The producer consulted famed astronauts Story Musgrave and Joe Allen, who worked with the actors to show them how an astronaut works in space. Kathleen Clark, NASA’s senior scientist for the International Space Station, helped the production team decide how the ISS might develop over time.
"We took the design of the International Space Station and then we added to it our own design," Jacobson said.- Space.com
Now, bear in mind that Mission to Mars makes Erich Von Daniken look like a biblical inerrantist in comparison. Very strange film for NASA to have worked so intimately on. But then again, similar in some ways to Hangar 18, isn't it?

New logo of Sunn Classic, unrelated 
to original company, but still...

Oh, by the way- being made by an independent studio (Sunn Classics, owned by Wilkinson Sword, based in Utah, of all places), this film may not have the best production values, but its script - particularly its methodical depiction of a ruthless political cover-up - is pretty sound. 

However, UFOs and AAT were a tough sell in the increasingly conservative America of 1980, which saw the religious right on the march, conducting not only book-burnings in the Bible Belt, but record, tape, VHS and Betamax burnings as well. 

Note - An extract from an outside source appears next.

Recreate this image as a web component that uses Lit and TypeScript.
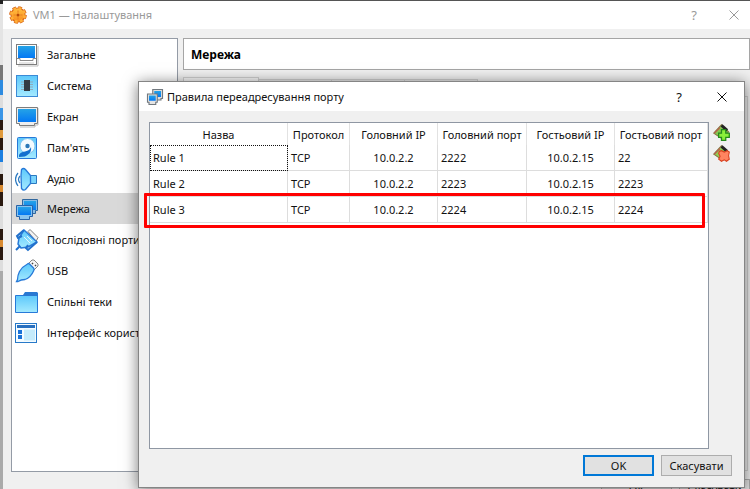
import { LitElement, html, svg, css } from "lit";
import { customElement, property } from "lit/decorators.js";

const defs = svg`<defs>
  <linearGradient id="b" x1="0" y1="0" x2="0" y2="1"><stop offset="0" stop-color="#25a3e6"/><stop offset="1" stop-color="#0478f4"/></linearGradient>
  <linearGradient id="c" x1="0" y1="0" x2="0" y2="1"><stop offset="0" stop-color="#5cc8fb"/><stop offset="1" stop-color="#a5eaff"/></linearGradient>
  <linearGradient id="o" x1="0" y1="0" x2="0" y2="1"><stop offset="0" stop-color="#ffc040"/><stop offset="1" stop-color="#f98a1e"/></linearGradient>
</defs>`;

const icons: Record<string, unknown> = {
  general: svg`<path d="M23 3v20H3" fill="none" stroke="#bbb"/><rect x="1.500" y="1.500" width="20" height="20" fill="#fff" stroke="#7d7d7d"/><rect x="3" y="3" width="17" height="12" fill="url(#b)"/><path d="M2 15.500h3v2h13v-2h3" fill="#fff" stroke="#8a8a8a"/><path d="M4 20h15" stroke="#ccc"/>`,
  system: svg`<rect x="1.500" y="1.500" width="21" height="21" fill="url(#c)" stroke="#3b8ad6"/><path d="M6 8h12M6 10.500h12M6 13h12M6 15.500h12" stroke="#8fa9b8"/><rect x="9" y="6" width="6" height="11" fill="#333a44"/>`,
  display: svg`<path d="M23 3v17h-3v2H5" fill="none" stroke="#bbb"/><path d="M1.500 2.500h21v16h-3v2h-15v-2h-3z" fill="#eee" stroke="#7d7d7d"/><rect x="3" y="4" width="18" height="13" fill="url(#b)"/>`,
  storage: svg`<rect x="2.500" y="1.500" width="19" height="21" rx="1" fill="url(#c)" stroke="#2779d8"/><circle cx="12.500" cy="10" r="7.500" fill="#f4fbff" stroke="#7fc4ee"/><circle cx="12.500" cy="10" r="2.200" fill="#2c78b8"/><path d="M4 19q1-3 6-3.500 5-1 6-4.500 1 5-3 7.500-2 2.500-9 2.500z" fill="#1470cf"/>`,
  audio: svg`<path d="M15 8.500h6.500v8H15z" fill="#7bd4fc" stroke="#2b79c0"/><path d="M6 8.500L6.500 2.500q2-2 4 0l5 6v8l-5 6q-2 1.500-4-1z" fill="url(#c)" stroke="#2779d8" stroke-width="1.300"/><path d="M3 6q-5 6 0 13M5 9q-3 3.500 0 7" fill="none" stroke="#2b79c0" stroke-width="1.200"/>`,
  network: svg`<path d="M7.500 2.500h15v11h-2v3h-11v-3h-2z" fill="#87bde6" stroke="#31679d"/><rect x="9" y="4" width="12" height="9" fill="url(#b)"/><path d="M1.500 8.500h16v11h-3v3h-10v-3h-3z" fill="#87c3ef" stroke="#2763a8"/><rect x="3" y="10" width="13" height="8" fill="url(#b)"/>`,
  serial: svg`<path d="M13 3.500l2-2 8 8-2 4z" fill="#f2f2f2" stroke="#808080"/><path d="M9 2l13 12-9 5-7 1-3-4 1-6z" fill="url(#c)" stroke="#2779d8" stroke-width="1.500" stroke-linejoin="round"/><path d="M12 8l5 5M9 9l6 6" stroke="#e4f8ff"/><path d="M9 2L2 8l1 2 4-2M22 14l-9 8-2-2 2-3M5 18l-4 4" fill="none" stroke="#2171cc" stroke-width="2"/>`,
  usb: svg`<path d="M13 5l4-4 2 0 4 4v2l-4 4z" fill="#f5f5f5" stroke="#858585"/><path d="M17 4l1 1M20 6l1 1" stroke="#444" stroke-width="1.500"/><path d="M12.500 5q1-1 2 0l4 4q1 1 .3 2.500-3 7-8.800 9-4 0-7 2H1.500l1-2q0-4 2-8 3-5 8-7.500z" fill="url(#c)" stroke="#2779d8" stroke-width="1.300"/>`,
  folder: svg`<path d="M.500 5.500h22v17H.5z" fill="url(#c)" stroke="#2779d8"/><path d="M8 5l2-3h12l1 1v3H8z" fill="#2878d2"/>`,
  ui: svg`<rect x=".500" y="2.500" width="21" height="19" fill="#f4fbff" stroke="#2779c8"/><path d="M2 5.500h18" stroke="#2870c0" stroke-width="3"/><rect x="9" y="8.500" width="11" height="11" fill="#c5ebfb"/><path d="M3 9h4v4H3zM3 14h4v4H3z" fill="#1971d8"/>`,
  gear: svg`<circle cx="12" cy="12" r="9.500" fill="none" stroke="#d96a1c" stroke-width="4.500" stroke-dasharray="4.800 2.660"/><circle cx="12" cy="12" r="9.400" fill="url(#o)" stroke="#dc6c1c" stroke-width="1.500"/><circle cx="12" cy="12" r="9" fill="none" stroke="#ffb03a" stroke-width="3.500" stroke-dasharray="3.700 3.369" stroke-dashoffset="-.5"/><circle cx="12" cy="12" r="2" fill="#b84a08"/><path d="M12 6v3M12 15v3M6 12h3M15 12h3" stroke="#e88020" stroke-width="1.500"/>`,
  monitors: svg`<path d="M9 2h13v12h-2v2H9z" fill="#ddd" stroke="#71787e" stroke-width="1.500"/><path d="M11 4h9v8h-9z" fill="url(#b)"/><path d="M2 8h13v11h-2v3H4v-3H2z" fill="#e5e5e5" stroke="#71787e" stroke-width="1.500"/><path d="M4 10h9v7H4z" fill="url(#b)"/>`,
  add: svg`<path d="M1 13L12 1l10 10-9 10z" fill="#87c552" stroke="#867343" stroke-width="1.500"/><path d="M12 2l8 7" stroke="#222" stroke-width="4"/><path d="M2 13l8-8" stroke="#c2574b" stroke-width="1.500"/><path d="M12 8h6v5h5v6h-5v4h-6v-4H8v-6h4z" fill="#8af03a" stroke="#258b1c" stroke-width="1.800"/>`,
  remove: svg`<path d="M1 13L12 1l10 10-9 10z" fill="#91cd55" stroke="#867343" stroke-width="1.500"/><path d="M12 2l8 7" stroke="#222" stroke-width="4"/><path d="M2 13l8-8" stroke="#c2574b" stroke-width="1.500"/><path d="M9 9l3-1 4 2 4-2 3 2-1 5 1 5-4 3-3-2-4 2-4-3 2-4-2-4z" fill="#ff8460" stroke="#d9401f" stroke-width="1.500"/>`,
  close: svg`<path d="M3 3l18 18M21 3L3 21" stroke="currentColor" stroke-width="2" fill="none"/>`,
};

@customElement("ui-icon")
class UiIcon extends LitElement {
  @property() name = "";
  static styles = css`:host{display:inline-flex;width:24px;height:24px;flex:none} svg{width:100%;height:100%}`;
  render() { return html`<svg viewBox="0 0 24 24" aria-hidden="true">${defs}${icons[this.name]}</svg>`; }
}

const pages = [
  ["general", "Загальне"], ["system", "Система"], ["display", "Екран"], ["storage", "Пам'ять"], ["audio", "Аудіо"],
  ["network", "Мережа"], ["serial", "Послідовні порти"], ["usb", "USB"], ["folder", "Спільні теки"], ["ui", "Інтерфейс користувача"],
];
const columns = ["Назва", "Протокол", "Головний IP", "Головний порт", "Гостьовий IP", "Гостьовий порт"];
const rules = [
  ["Rule 1", "TCP", "10.0.2.2", "2222", "10.0.2.15", "22"],
  ["Rule 2", "TCP", "10.0.2.2", "2223", "10.0.2.15", "2223"],
  ["Rule 3", "TCP", "10.0.2.2", "2224", "10.0.2.15", "2224"],
];

@customElement("app-root")
class AppRoot extends LitElement {
  static styles = css`
    :host{display:flex;position:relative;height:100vh;overflow:hidden;font:11px/16px "Noto Sans","Open Sans",sans-serif;color:#111}
    *{box-sizing:border-box}
    button{font:inherit;color:inherit;padding:0;border:0;background:none}
    .desktop{width:3px;flex:none;background:linear-gradient(#222 0 4px,#e4e4e4 4px 65px,#777 65px 80px,#2d8be0 80px 95px,#ddd 95px 108px,#3a95e6 108px 120px,#2b1a10 120px 130px,#e09a3c 130px 138px,#2b1a10 138px 150px,#1c7fe0 150px 162px,#ddd 162px 174px,#2b1a10 174px 185px,#d88a30 185px 192px,#2b1a10 192px 206px,#ddd 206px 229px,#2b1a10 229px 240px,#d88a30 240px 247px,#2b1a10 247px 260px,#ddd 260px 271px,#aaa 271px)}
    .settings{flex:1;min-width:0;border-top:1px solid #555;background:#f0f0f0;display:flex;flex-direction:column}
    .bar{display:flex;align-items:center;background:#fff;flex:none}
    .settings>.bar{height:28px;padding:0 4px 0 6px;gap:6px;color:#999}
    .bar h1{flex:1;margin:0;font:inherit}
    .bar button{width:24px;height:24px;display:grid;place-items:center;font-size:13px}
    .bar button ui-icon{width:12px;height:12px}
    .orb{width:18px;height:18px}
    .controls{display:flex;gap:19px}
    .settings .controls{gap:16px}
    .content{flex:1;display:flex;gap:5px;padding:9px 0 0 8px;min-height:0}
    .nav{width:167px;flex:none;margin-bottom:17px;background:#fff;border:1px solid #949ba6}
    .nav ul{list-style:none;margin:0;padding:0;display:grid;grid-template-rows:repeat(10,1fr);height:308px}
    .nav li{display:flex}
    .nav button{flex:1;display:flex;align-items:center;gap:8px;padding:2px 0 0 3px;white-space:nowrap;text-align:left;overflow:hidden}
    .nav .on{background:#d9d9d9}
    .page{flex:1;display:flex;flex-direction:column;min-width:0}
    .page h2{margin:0 0 7px;height:32px;padding:0 7px;background:#fff;border:1px solid #a5a5a5;font:bold 12px/32px "Noto Sans",sans-serif;color:#000}
    .tabs{display:flex;align-items:flex-end;height:19px}
    .tabs i{width:73px;height:17px;border:1px solid #d0d0d0;border-left:0;background:#e9e9e9}
    .tabs i:first-child{width:76px;height:19px;background:#f8f8f8;border-left:1px solid #d0d0d0}
    .pane{flex:1;border:1px solid #d0d0d0;margin-right:2px}
    .under{display:flex;justify-content:flex-end;gap:7px;height:18px;padding-top:8px;overflow:hidden}
    .under button{width:71px;height:21px;flex:none;background:#e1e1e1;border:1px solid #adadad;line-height:15px}
    .dialog{position:absolute;left:138px;right:5px;top:81px;bottom:1px;border:1px solid #858585;background:#f0f0f0;display:flex;flex-direction:column;box-shadow:0 2px 14px #0008}
    .dialog>.bar{height:29px;padding:0 10px 0 7px;gap:3px}
    .body{flex:1;display:flex;gap:4px;padding:11px 14px 6px 10px;min-height:0}
    .grid{flex:1;background:#fff;border:1px solid #8f97a3}
    .side{display:flex;flex-direction:column;gap:4px;padding-top:2px}
    .side button{display:flex}
    .side ui-icon{width:17px;height:17px}
    table{width:100%;border-collapse:separate;border-spacing:0;table-layout:fixed}
    th{height:22px;padding:2px 0 0;font-weight:400;border-right:1px solid #e2e2e2;white-space:nowrap;text-align:center}
    td{height:26px;padding:0 3px;border-right:1px solid #ddd;border-bottom:1px solid #ddd}
    td.mid{text-align:center}
    td.focus{outline:1px dotted #111;outline-offset:-1px}
    .w0{width:138px}.w1{width:62px}.w2,.w4{width:88px}.w3{width:89px}
    .actions{display:flex;justify-content:flex-end;gap:7px;padding:0 12px 11px}
    .actions button{width:71px;height:21px;background:#e1e1e1;border:1px solid #adadad}
    .actions .primary{border:2px solid #0078d7}
    .mark{position:absolute;left:144px;right:45px;top:193px;height:35px;border:3px solid #f00;border-radius:1px;pointer-events:none}
  `;
  render() {
    return html`
      <div class="desktop"></div>
      <main class="settings">
        <header class="bar"><ui-icon class="orb" name="gear"></ui-icon><h1>VM1 — Налаштування</h1>
          <div class="controls"><button aria-label="Довідка">?</button><button aria-label="Закрити"><ui-icon name="close"></ui-icon></button></div></header>
        <div class="content">
          <nav class="nav"><ul>${pages.map(([icon, label]) => html`<li><button class=${icon === "network" ? "on" : ""}><ui-icon name=${icon}></ui-icon>${label}</button></li>`)}</ul></nav>
          <section class="page"><h2>Мережа</h2><div class="tabs"><i></i><i></i><i></i><i></i></div><div class="pane"></div>
            <footer class="under"><button>OK</button><button>Скасувати</button></footer></section>
        </div>
      </main>
      <section class="dialog" role="dialog" aria-labelledby="title">
        <header class="bar"><ui-icon class="orb" name="monitors"></ui-icon><h1 id="title">Правила переадресування порту</h1>
          <div class="controls"><button aria-label="Довідка">?</button><button aria-label="Закрити"><ui-icon name="close"></ui-icon></button></div></header>
        <div class="body">
          <div class="grid"><table>
            <thead><tr>${columns.map((c, i) => html`<th class="w${i}">${c}</th>`)}</tr></thead>
            <tbody>${rules.map((r, y) => html`<tr>${r.map((v, x) => html`<td class="${x === 2 || x === 4 ? "mid" : ""} ${x + y === 0 ? "focus" : ""}">${v}</td>`)}</tr>`)}</tbody>
          </table></div>
          <div class="side"><button aria-label="Додати правило"><ui-icon name="add"></ui-icon></button><button aria-label="Вилучити правило"><ui-icon name="remove"></ui-icon></button></div>
        </div>
        <footer class="actions"><button class="primary">OK</button><button>Скасувати</button></footer>
      </section>
      <div class="mark"></div>`;
  }
}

But the film certainly found an appreciative cult audience- and hit it big in Mother Russia. It just did poorly with those groups singled out by the Brookings UFO report in 1958....

But wait- it gets even stranger. There's a "Hangar 18" on the site of the Flight of Fear roller-coaster, which is located in two different amusement parks, King's Island in Ohio and King's Dominion in Doswell, Virginia, home of the recent UFO-slash-smoke ring brouhaha

Now that's what I call Synchronicity!